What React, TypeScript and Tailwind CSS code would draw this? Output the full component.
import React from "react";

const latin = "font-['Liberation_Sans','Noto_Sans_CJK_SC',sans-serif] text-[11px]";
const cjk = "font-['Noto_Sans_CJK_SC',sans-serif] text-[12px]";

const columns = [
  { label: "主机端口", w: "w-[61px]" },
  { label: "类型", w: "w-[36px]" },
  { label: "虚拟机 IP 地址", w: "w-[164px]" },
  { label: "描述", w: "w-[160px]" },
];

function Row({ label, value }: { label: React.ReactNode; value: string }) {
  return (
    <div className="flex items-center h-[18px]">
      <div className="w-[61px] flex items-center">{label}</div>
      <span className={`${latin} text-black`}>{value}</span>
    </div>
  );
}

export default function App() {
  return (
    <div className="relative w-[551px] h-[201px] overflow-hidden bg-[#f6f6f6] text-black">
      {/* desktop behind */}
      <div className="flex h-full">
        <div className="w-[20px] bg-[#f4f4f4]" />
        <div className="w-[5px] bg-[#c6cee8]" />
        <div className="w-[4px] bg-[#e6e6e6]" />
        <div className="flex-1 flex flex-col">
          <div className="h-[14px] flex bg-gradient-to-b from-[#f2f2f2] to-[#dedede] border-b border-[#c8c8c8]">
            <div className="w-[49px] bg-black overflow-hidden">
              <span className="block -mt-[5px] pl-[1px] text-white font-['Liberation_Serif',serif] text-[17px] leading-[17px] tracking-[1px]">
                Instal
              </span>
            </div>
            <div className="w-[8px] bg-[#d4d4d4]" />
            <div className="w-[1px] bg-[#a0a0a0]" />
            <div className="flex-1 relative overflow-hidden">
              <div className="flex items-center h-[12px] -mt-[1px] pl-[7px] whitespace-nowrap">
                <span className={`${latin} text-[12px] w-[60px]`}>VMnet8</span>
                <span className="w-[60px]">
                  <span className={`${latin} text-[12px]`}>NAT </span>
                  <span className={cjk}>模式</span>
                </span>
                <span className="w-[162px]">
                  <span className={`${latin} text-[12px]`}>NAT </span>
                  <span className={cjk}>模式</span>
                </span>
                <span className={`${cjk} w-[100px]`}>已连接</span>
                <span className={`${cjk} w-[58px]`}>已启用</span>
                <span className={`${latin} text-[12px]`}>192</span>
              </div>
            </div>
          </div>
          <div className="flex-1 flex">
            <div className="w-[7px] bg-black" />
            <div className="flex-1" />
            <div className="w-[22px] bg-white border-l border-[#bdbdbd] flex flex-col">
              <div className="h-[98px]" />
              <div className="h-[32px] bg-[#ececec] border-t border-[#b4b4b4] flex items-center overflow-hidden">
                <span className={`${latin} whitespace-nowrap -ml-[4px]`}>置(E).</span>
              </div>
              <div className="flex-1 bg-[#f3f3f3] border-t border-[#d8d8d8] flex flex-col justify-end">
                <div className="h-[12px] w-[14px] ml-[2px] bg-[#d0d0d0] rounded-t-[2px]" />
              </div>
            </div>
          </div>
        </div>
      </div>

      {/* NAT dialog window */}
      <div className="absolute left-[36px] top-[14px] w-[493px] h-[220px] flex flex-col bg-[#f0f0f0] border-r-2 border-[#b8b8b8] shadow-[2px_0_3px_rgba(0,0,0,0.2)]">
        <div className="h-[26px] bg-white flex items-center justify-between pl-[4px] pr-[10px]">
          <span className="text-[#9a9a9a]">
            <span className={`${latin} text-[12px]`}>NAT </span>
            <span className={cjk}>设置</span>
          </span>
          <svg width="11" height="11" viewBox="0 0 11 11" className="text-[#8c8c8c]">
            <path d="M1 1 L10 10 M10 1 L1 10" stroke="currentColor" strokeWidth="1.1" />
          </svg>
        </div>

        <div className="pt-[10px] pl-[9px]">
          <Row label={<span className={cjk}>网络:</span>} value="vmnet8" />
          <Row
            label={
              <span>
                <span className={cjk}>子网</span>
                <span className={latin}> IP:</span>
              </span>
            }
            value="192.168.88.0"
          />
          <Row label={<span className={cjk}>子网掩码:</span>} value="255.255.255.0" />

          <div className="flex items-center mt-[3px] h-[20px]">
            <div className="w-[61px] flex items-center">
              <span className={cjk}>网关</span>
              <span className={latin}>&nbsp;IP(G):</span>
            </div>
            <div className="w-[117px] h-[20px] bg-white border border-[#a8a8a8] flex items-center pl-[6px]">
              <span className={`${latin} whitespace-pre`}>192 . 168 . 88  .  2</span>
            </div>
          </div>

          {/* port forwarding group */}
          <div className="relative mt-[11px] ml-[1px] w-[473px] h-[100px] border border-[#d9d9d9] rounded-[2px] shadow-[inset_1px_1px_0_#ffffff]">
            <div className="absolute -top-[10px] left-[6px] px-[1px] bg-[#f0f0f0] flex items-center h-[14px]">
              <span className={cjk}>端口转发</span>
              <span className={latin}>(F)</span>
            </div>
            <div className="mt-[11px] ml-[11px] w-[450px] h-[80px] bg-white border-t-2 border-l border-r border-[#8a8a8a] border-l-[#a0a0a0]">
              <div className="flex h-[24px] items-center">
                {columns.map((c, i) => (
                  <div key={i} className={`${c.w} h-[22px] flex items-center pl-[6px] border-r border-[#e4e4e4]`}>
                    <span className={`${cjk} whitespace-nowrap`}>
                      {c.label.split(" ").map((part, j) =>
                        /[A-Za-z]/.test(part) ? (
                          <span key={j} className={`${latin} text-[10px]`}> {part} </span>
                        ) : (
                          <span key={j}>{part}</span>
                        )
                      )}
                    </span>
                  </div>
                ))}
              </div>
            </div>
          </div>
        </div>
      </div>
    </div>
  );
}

WHAT IS EXPECTED: All of the data needs to be printed once more, exactly.

RESULT BELOW:
What React, TypeScript and Tailwind CSS code would draw this? Output the full component.
import React from "react";

const latin = "font-['Liberation_Sans','Noto_Sans_CJK_SC',sans-serif] text-[11px]";
const cjk = "font-['Noto_Sans_CJK_SC',sans-serif] text-[12px]";

const columns = [
  { label: "主机端口", w: "w-[61px]" },
  { label: "类型", w: "w-[36px]" },
  { label: "虚拟机 IP 地址", w: "w-[164px]" },
  { label: "描述", w: "w-[160px]" },
];

function Row({ label, value }: { label: React.ReactNode; value: string }) {
  return (
    <div className="flex items-center h-[18px]">
      <div className="w-[61px] flex items-center">{label}</div>
      <span className={`${latin} text-black`}>{value}</span>
    </div>
  );
}

export default function App() {
  return (
    <div className="relative w-[551px] h-[201px] overflow-hidden bg-[#f6f6f6] text-black">
      {/* desktop behind */}
      <div className="flex h-full">
        <div className="w-[20px] bg-[#f4f4f4]" />
        <div className="w-[5px] bg-[#c6cee8]" />
        <div className="w-[4px] bg-[#e6e6e6]" />
        <div className="flex-1 flex flex-col">
          <div className="h-[14px] flex bg-gradient-to-b from-[#f2f2f2] to-[#dedede] border-b border-[#c8c8c8]">
            <div className="w-[49px] bg-black overflow-hidden">
              <span className="block -mt-[5px] pl-[1px] text-white font-['Liberation_Serif',serif] text-[17px] leading-[17px] tracking-[1px]">
                Instal
              </span>
            </div>
            <div className="w-[8px] bg-[#d4d4d4]" />
            <div className="w-[1px] bg-[#a0a0a0]" />
            <div className="flex-1 relative overflow-hidden">
              <div className="flex items-center h-[12px] -mt-[1px] pl-[7px] whitespace-nowrap">
                <span className={`${latin} text-[12px] w-[60px]`}>VMnet8</span>
                <span className="w-[60px]">
                  <span className={`${latin} text-[12px]`}>NAT </span>
                  <span className={cjk}>模式</span>
                </span>
                <span className="w-[162px]">
                  <span className={`${latin} text-[12px]`}>NAT </span>
                  <span className={cjk}>模式</span>
                </span>
                <span className={`${cjk} w-[100px]`}>已连接</span>
                <span className={`${cjk} w-[58px]`}>已启用</span>
                <span className={`${latin} text-[12px]`}>192</span>
              </div>
            </div>
          </div>
          <div className="flex-1 flex">
            <div className="w-[7px] bg-black" />
            <div className="flex-1" />
            <div className="w-[22px] bg-white border-l border-[#bdbdbd] flex flex-col">
              <div className="h-[98px]" />
              <div className="h-[32px] bg-[#ececec] border-t border-[#b4b4b4] flex items-center overflow-hidden">
                <span className={`${latin} whitespace-nowrap -ml-[4px]`}>置(E).</span>
              </div>
              <div className="flex-1 bg-[#f3f3f3] border-t border-[#d8d8d8] flex flex-col justify-end">
                <div className="h-[12px] w-[14px] ml-[2px] bg-[#d0d0d0] rounded-t-[2px]" />
              </div>
            </div>
          </div>
        </div>
      </div>

      {/* NAT dialog window */}
      <div className="absolute left-[36px] top-[14px] w-[493px] h-[220px] flex flex-col bg-[#f0f0f0] border-r-2 border-[#b8b8b8] shadow-[2px_0_3px_rgba(0,0,0,0.2)]">
        <div className="h-[26px] bg-white flex items-center justify-between pl-[4px] pr-[10px]">
          <span className="text-[#9a9a9a]">
            <span className={`${latin} text-[12px]`}>NAT </span>
            <span className={cjk}>设置</span>
          </span>
          <svg width="11" height="11" viewBox="0 0 11 11" className="text-[#8c8c8c]">
            <path d="M1 1 L10 10 M10 1 L1 10" stroke="currentColor" strokeWidth="1.1" />
          </svg>
        </div>

        <div className="pt-[10px] pl-[9px]">
          <Row label={<span className={cjk}>网络:</span>} value="vmnet8" />
          <Row
            label={
              <span>
                <span className={cjk}>子网</span>
                <span className={latin}> IP:</span>
              </span>
            }
            value="192.168.88.0"
          />
          <Row label={<span className={cjk}>子网掩码:</span>} value="255.255.255.0" />

          <div className="flex items-center mt-[3px] h-[20px]">
            <div className="w-[61px] flex items-center">
              <span className={cjk}>网关</span>
              <span className={latin}>&nbsp;IP(G):</span>
            </div>
            <div className="w-[117px] h-[20px] bg-white border border-[#a8a8a8] flex items-center pl-[6px]">
              <span className={`${latin} whitespace-pre`}>192 . 168 . 88  .  2</span>
            </div>
          </div>

          {/* port forwarding group */}
          <div className="relative mt-[11px] ml-[1px] w-[473px] h-[100px] border border-[#d9d9d9] rounded-[2px] shadow-[inset_1px_1px_0_#ffffff]">
            <div className="absolute -top-[10px] left-[6px] px-[1px] bg-[#f0f0f0] flex items-center h-[14px]">
              <span className={cjk}>端口转发</span>
              <span className={latin}>(F)</span>
            </div>
            <div className="mt-[11px] ml-[11px] w-[450px] h-[80px] bg-white border-t-2 border-l border-r border-[#8a8a8a] border-l-[#a0a0a0]">
              <div className="flex h-[24px] items-center">
                {columns.map((c, i) => (
                  <div key={i} className={`${c.w} h-[22px] flex items-center pl-[6px] border-r border-[#e4e4e4]`}>
                    <span className={`${cjk} whitespace-nowrap`}>
                      {c.label.split(" ").map((part, j) =>
                        /[A-Za-z]/.test(part) ? (
                          <span key={j} className={`${latin} text-[10px]`}> {part} </span>
                        ) : (
                          <span key={j}>{part}</span>
                        )
                      )}
                    </span>
                  </div>
                ))}
              </div>
            </div>
          </div>
        </div>
      </div>
    </div>
  );
}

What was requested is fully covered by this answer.